By far, Ceres is the largest object in the asteroid belt, which girdles the inner planets between Mars and Jupiter. But unlike its rockier neighbors, Ceres is a giant ice ball. It holds more water than any world in the inner solar except for Earth. That knowledge had long led some astronomers to suspect Ceres may have once had a subsurface ocean, which is part of the reason NASA sent the Dawn spacecraft there.

However, some models predicted that Ceres' ocean would have frozen long ago, forming the world’s thick, icy crust.

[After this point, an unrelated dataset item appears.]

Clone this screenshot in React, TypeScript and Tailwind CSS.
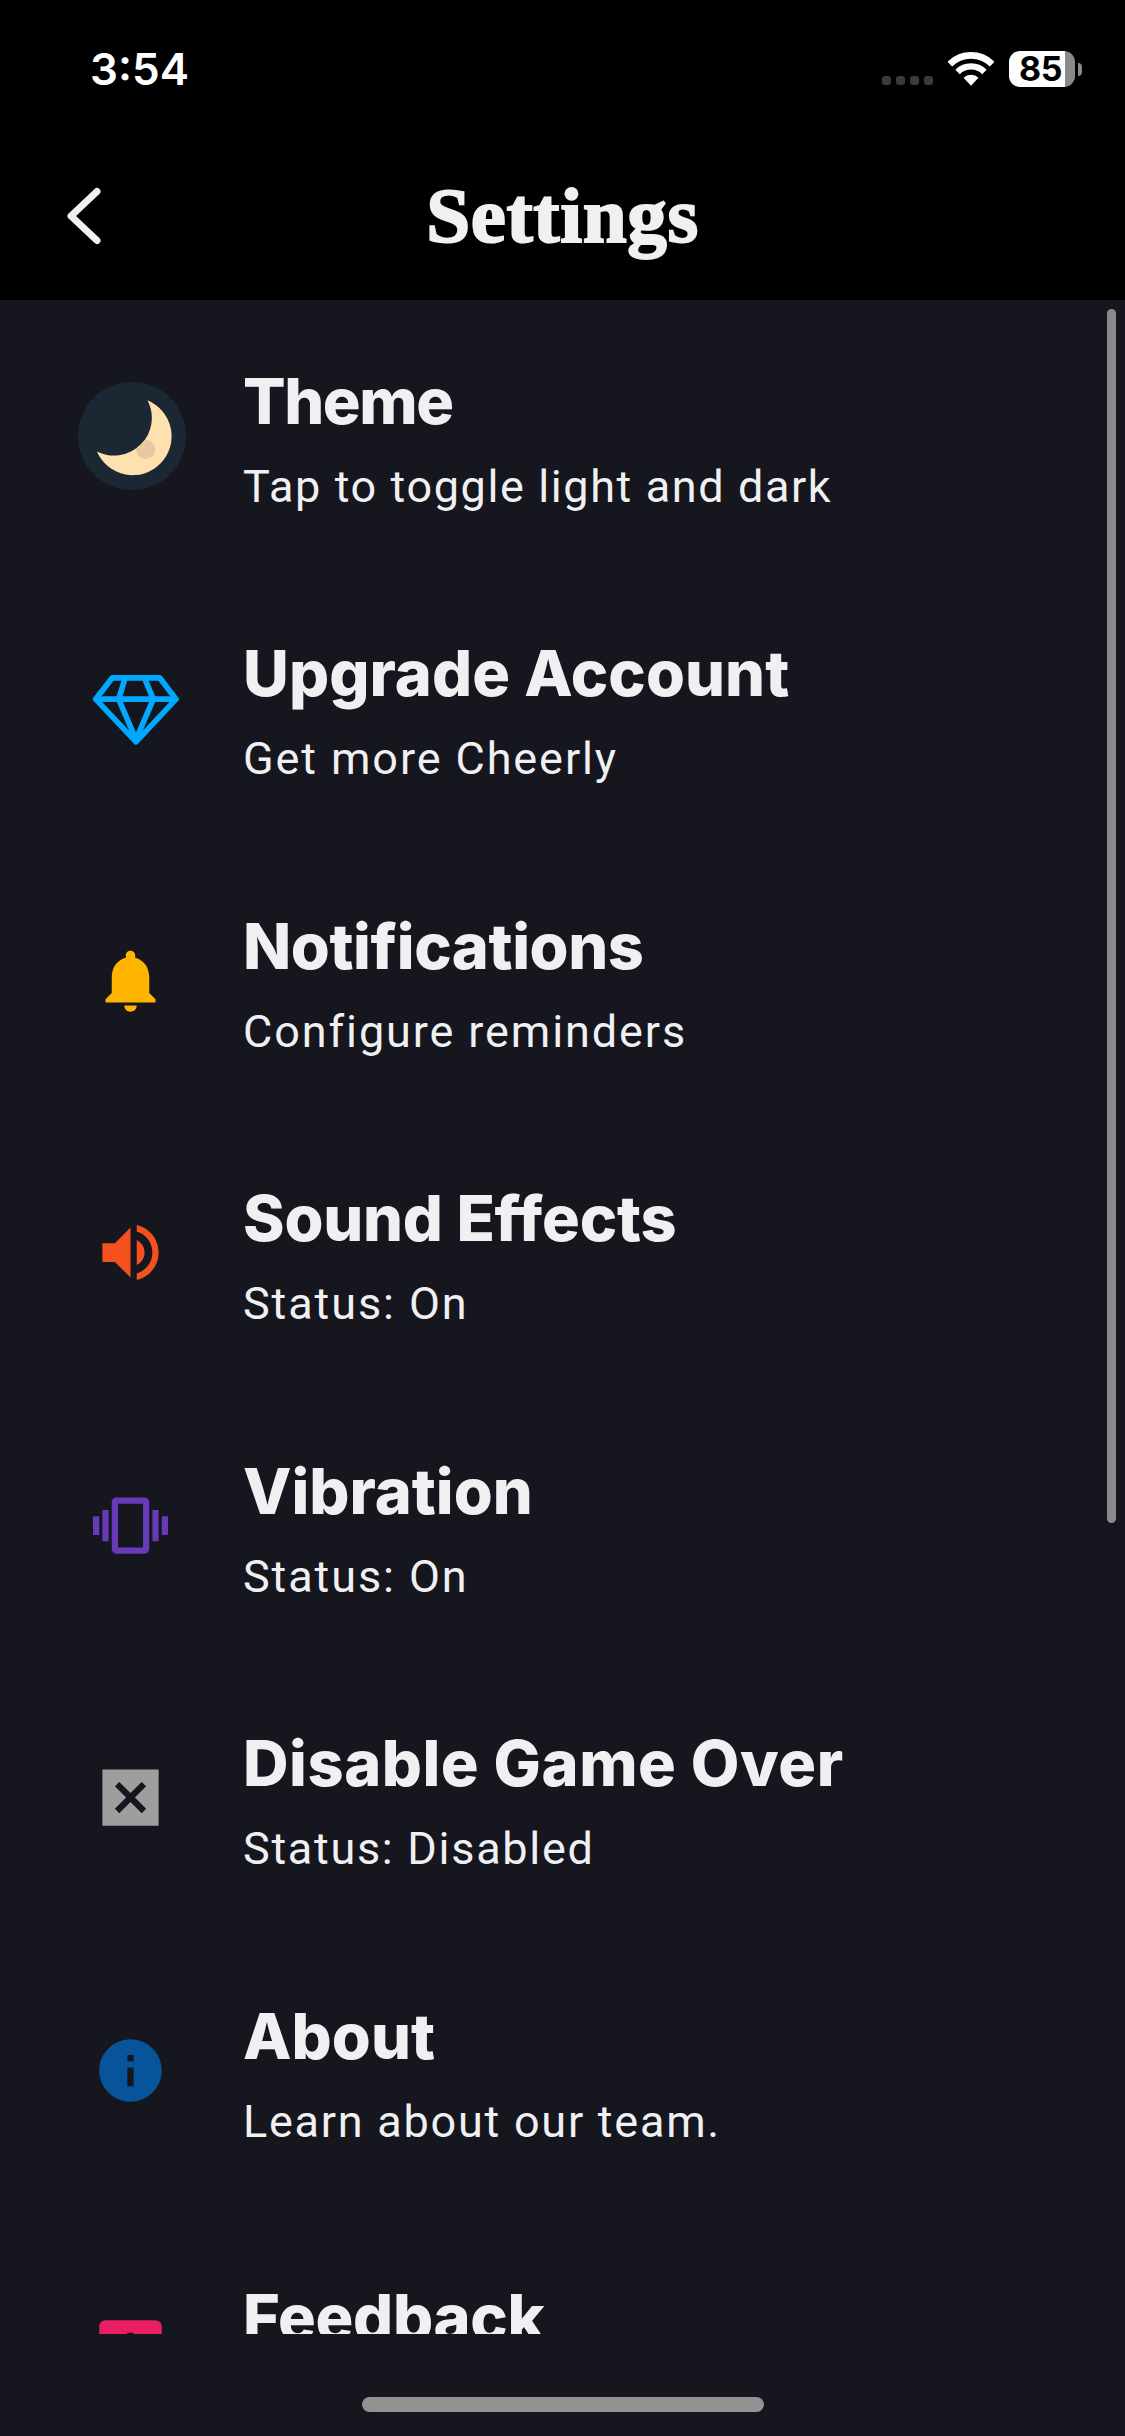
import type { ReactNode } from 'react';

function MoonIcon() {
  const crescent = 'M262 121A117 117 0 1 1 110 275A113.5 113.5 0 0 0 262 121Z';
  return (
    <svg className="size-[108px]" viewBox="53 66 325 325">
      <defs>
        <clipPath id="crescent">
          <path d={crescent} />
        </clipPath>
      </defs>
      <circle cx="215.5" cy="228.5" r="162.5" fill="#1b2733" />
      <path d={crescent} fill="#ffe1b0" />
      <circle cx="257" cy="269" r="29" fill="#e6c9a3" clipPath="url(#crescent)" />
    </svg>
  );
}

function GemIcon() {
  return (
    <svg
      className="ml-2 mt-[3px] h-[70px] w-[86px]"
      viewBox="99 947 258 209"
      fill="none"
      stroke="#00a8ff"
      strokeWidth="17"
      strokeLinejoin="round"
    >
      <path d="M157 955H299L348 1019L228 1147L107 1019Z" />
      <path d="M107 1019H348M195 957L176 1019L228 1140L280 1019L254 957" />
    </svg>
  );
}

function Glyph({ d, color }: { d: string; color: string }) {
  return (
    <svg className="mb-[2px] mr-[3px] size-[75px]" viewBox="0 0 24 24" fill={color}>
      <path d={d} />
    </svg>
  );
}

type Row = {
  title: string;
  sub: string;
  icon: ReactNode;
  titleSpacing: string;
  subSpacing: string;
  tall?: boolean;
};

const rows: Row[] = [
  {
    title: 'Theme',
    sub: 'Tap to toggle light and dark',
    icon: <MoonIcon />,
    titleSpacing: 'tracking-[-1.4px]',
    subSpacing: 'tracking-[1.6px]',
  },
  {
    title: 'Upgrade Account',
    sub: 'Get more Cheerly',
    icon: <GemIcon />,
    titleSpacing: 'tracking-[0.1px]',
    subSpacing: 'tracking-[1.9px]',
  },
  {
    title: 'Notifications',
    sub: 'Configure reminders',
    icon: (
      <Glyph
        color="#ffb400"
        d="M12 22c1.1 0 2-.9 2-2h-4c0 1.1.89 2 2 2zm6-6v-5c0-3.07-1.64-5.64-4.5-6.32V4c0-.83-.67-1.5-1.5-1.5s-1.5.67-1.5 1.5v.68C7.63 5.36 6 7.92 6 11v5l-2 2v1h16v-1l-2-2z"
      />
    ),
    titleSpacing: 'tracking-[-0.4px]',
    subSpacing: 'tracking-[1.9px]',
  },
  {
    title: 'Sound Effects',
    sub: 'Status: On',
    icon: (
      <Glyph
        color="#f4511e"
        d="M3 9v6h4l5 5V4L7 9H3zm13.5 3c0-1.77-1.02-3.29-2.5-4.03v8.05c1.48-.73 2.5-2.25 2.5-4.02zM14 3.23v2.06c2.89.86 5 3.54 5 6.71s-2.11 5.85-5 6.71v2.06c4.01-.91 7-4.49 7-8.77s-2.99-7.86-7-8.77z"
      />
    ),
    titleSpacing: 'tracking-[-0.2px]',
    subSpacing: 'tracking-[1.9px]',
  },
  {
    title: 'Vibration',
    sub: 'Status: On',
    icon: (
      <Glyph
        color="#673ab7"
        d="M0 15h2V9H0v6zm3 2h2V7H3v10zm19-8v6h2V9h-2zm-3 8h2V7h-2v10zM16.5 3h-9C6.67 3 6 3.67 6 4.5v15c0 .83.67 1.5 1.5 1.5h9c.83 0 1.5-.67 1.5-1.5v-15c0-.83-.67-1.5-1.5-1.5zM16 19H8V5h8v14z"
      />
    ),
    titleSpacing: 'tracking-[0px]',
    subSpacing: 'tracking-[1.9px]',
  },
  {
    title: 'Disable Game Over',
    sub: 'Status: Disabled',
    icon: (
      <Glyph
        color="#9e9e9e"
        d="M3 3v18h18V3H3zm14 12.59L15.59 17 12 13.41 8.41 17 7 15.59 10.59 12 7 8.41 8.41 7 12 10.59 15.59 7 17 8.41 13.41 12 17 15.59z"
      />
    ),
    titleSpacing: 'tracking-[0.55px]',
    subSpacing: 'tracking-[1.7px]',
  },
  {
    title: 'About',
    sub: 'Learn about our team.',
    icon: (
      <Glyph
        color="#07549a"
        d="M12 2C6.48 2 2 6.48 2 12s4.48 10 10 10 10-4.48 10-10S17.52 2 12 2zm1 15h-2v-6h2v6zm0-8h-2V7h2v2z"
      />
    ),
    titleSpacing: 'tracking-[0.1px]',
    subSpacing: 'tracking-[1.75px]',
  },
  {
    title: 'Feedback',
    sub: '',
    icon: (
      <Glyph
        color="#e91e63"
        d="M20 2H4c-1.1 0-1.99.9-1.99 2L2 22l4-4h14c1.1 0 2-.9 2-2V4c0-1.1-.9-2-2-2zm-7 12h-2v-2h2v2zm0-4h-2V6h2v4z"
      />
    ),
    titleSpacing: 'tracking-[-0.3px]',
    subSpacing: 'tracking-[1.7px]',
    tall: true,
  },
];

function StatusBar() {
  return (
    <div className="flex h-[132px] shrink-0 justify-between pl-[90px] pr-[43px] font-['Inter',sans-serif] text-white">
      <span className="mt-[41px] h-[56px] text-[44px] font-semibold leading-[56px]">3:54</span>
      <div className="mt-[51px] flex h-9 items-center">
        <div className="mr-[15px] flex gap-[5px] self-end pb-[2px]">
          <i className="size-[9px] rounded-[3px] bg-[#3b3b3b]" />
          <i className="size-[9px] rounded-[3px] bg-[#3b3b3b]" />
          <i className="size-[9px] rounded-[3px] bg-[#3b3b3b]" />
          <i className="size-[9px] rounded-[3px] bg-[#3b3b3b]" />
        </div>
        <svg className="mr-[15px] h-[34px] w-[46px]" viewBox="324 65 138 102">
          <g fill="none" stroke="#fff">
            <path d="M329.4 101.4A90 90 0 0 1 456.6 101.4" strokeWidth="20" />
            <path d="M352.7 124.7A57 57 0 0 1 433.3 124.7" strokeWidth="19" />
          </g>
          <path d="M393 166L370.5 142.5A32 32 0 0 1 415.5 142.5Z" fill="#fff" />
        </svg>
        <div className="flex h-9 w-[66px] items-center rounded-[11px] bg-[linear-gradient(to_right,#fff_56px,#8a8a8a_56px)]">
          <span className="ml-[10px] text-[34px] font-bold leading-[42px] tracking-[-0.3px] text-black">85</span>
        </div>
        <i className="ml-[3px] h-[13px] w-[4px] rounded-r-full bg-[#8a8a8a]" />
      </div>
    </div>
  );
}

export default function App() {
  return (
    <div className="flex h-[2436px] w-[1125px] flex-col overflow-hidden bg-[#15161e]">
      <header className="flex h-[300px] shrink-0 flex-col bg-black">
        <StatusBar />
        <div className="grid h-[168px] grid-cols-[1fr_auto_1fr] items-center">
          <svg
            className="ml-[64px] h-[60px] w-[40px]"
            viewBox="0 0 40 60"
            fill="none"
            stroke="#f0f0f2"
            strokeWidth="7"
            strokeLinecap="round"
            strokeLinejoin="round"
          >
            <path d="M33 5.5L7 30L33 54.5" />
          </svg>
          <h1 className="font-['Liberation_Serif',serif] text-[79px] font-bold leading-[90px] tracking-[0.6px] text-[#f0f0f2] [-webkit-text-stroke:2px_#f0f0f2]">
            Settings
          </h1>
        </div>
      </header>
      <main className="relative h-[2034px] shrink-0 overflow-hidden text-[#f0f0f3]">
        {rows.map((r) => (
          <section
            key={r.title}
            className={`flex items-center pl-[78px] ${r.tall ? 'h-[289px]' : 'h-[272.5px]'}`}
          >
            <div className="flex w-[108px] justify-center">{r.icon}</div>
            <div className="ml-[57px] flex flex-col gap-[21px] pt-[3px]">
              <h2
                className={`whitespace-nowrap font-['Inter',sans-serif] text-[63px] font-extrabold leading-[77px] [font-variant-ligatures:none] ${r.titleSpacing}`}
              >
                {r.title}
              </h2>
              <p
                className={`h-[52px] whitespace-nowrap font-['Roboto',sans-serif] text-[45px] leading-[52px] ${r.subSpacing}`}
              >
                {r.sub}
              </p>
            </div>
          </section>
        ))}
        <div className="absolute right-[9px] top-[9px] h-[1214px] w-[9px] rounded-full bg-[#8a8a8e]" />
      </main>
      <footer className="flex flex-1 justify-center pt-[63px]">
        <div className="h-[15px] w-[402px] rounded-full bg-[#929292]" />
      </footer>
    </div>
  );
}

Now, after five years studying a series of strange surface features around recently-formed craters, astronomers believe they’re seeing signs of a large, subsurface body of briny liquid. Variations in Ceres’ gravitational field back that up, implying that the underground reservoir of salty water may stretch horizontally beneath the ice for hundreds of miles and reach depths of roughly 25 miles (40 kilometers).

“Past research revealed that Ceres had a global ocean, an ocean that would have no reason to exist [still] and should have been frozen by now,” study co-author and Dawn team member Maria Cristina De Sanctis of the National Institute of Astrophysics in Rome tells Astronomy. ”These latest discoveries have shown that part of this ocean could have survived and be present below the surface.”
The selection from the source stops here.